Sometimes, this is what happens when two writers e-mail each other:

An ongoing conversation behind closed doors, equal parts experience, opinion, critique, and outright rambling, THE BASEMENT TAPES are an attempt to present somewhat serious discussion about the somewhat serious business of comicbooks between two writers waist-deep in the perplexing and ever-evolving morass of their own careers.

LAST TIME, ON THE BASEMENT TAPES: The nuts and bolts of how we, your intrepid hosts, actually put the rubber to the road and write a script. Pulling back from last week's focus on pre-game warmups and panels themselves, here it comes around to pages, sequences. Issues, even. So, in the name of whatever public interest may be gained by examining process on a pure level of technique, we continue...

FRACTION: Alright, you've got a list that breaks the story down into 22 (or however many) story beats, we know now how you write an individual panel, so how do you craft a page? How do you stage it, how do you write and block its events? How do you know when you've got a whole page, and when you've got instead a sequence? You mentioned Alan Moore and his panel stylings-- do you follow his page stylings, too, where scene transitions happen on page flips? Eisner says the page is a meta-panel, so let's tear into it...

CASEY: I used to do the Alan Moore, "end the scene at the end of a page"-thing. Used to do it all the time. Now I don't even bother.
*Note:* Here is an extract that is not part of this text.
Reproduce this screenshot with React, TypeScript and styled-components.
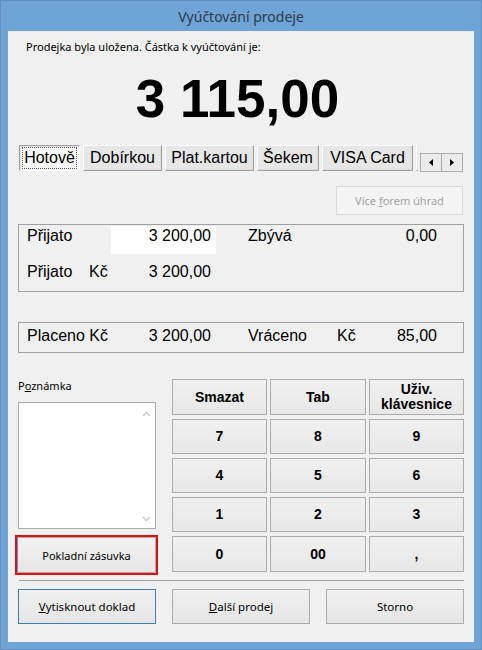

When I really look at something like DARK KNIGHT RETURNS or really any of Frank Miller's work in the '80s, his sense of editing is pretty bold, and often quite the opposite or Moore's approach. Once I realized that, I went more in that direction and now I think I have a bit more fun with the page as a unit. There's more freedom there. I don't see it as a meta-panel at all, really. If I were a writer/artist, it would be a different thing entirely. But I guess I don't look at the page as a piece of graphic art on its own. The idea of something being "sequential" means that your eye has to move through the page. Readers have to see not only what you're showing them, but they have to see what's under the page, as well. What's inside of It. It's a cumulative experience, y'know...?

FRACTION: I guess I always felt like the page-as-metapanel thing works better for one-man bands, at least in the purest Eisner-ian way of thinking about it.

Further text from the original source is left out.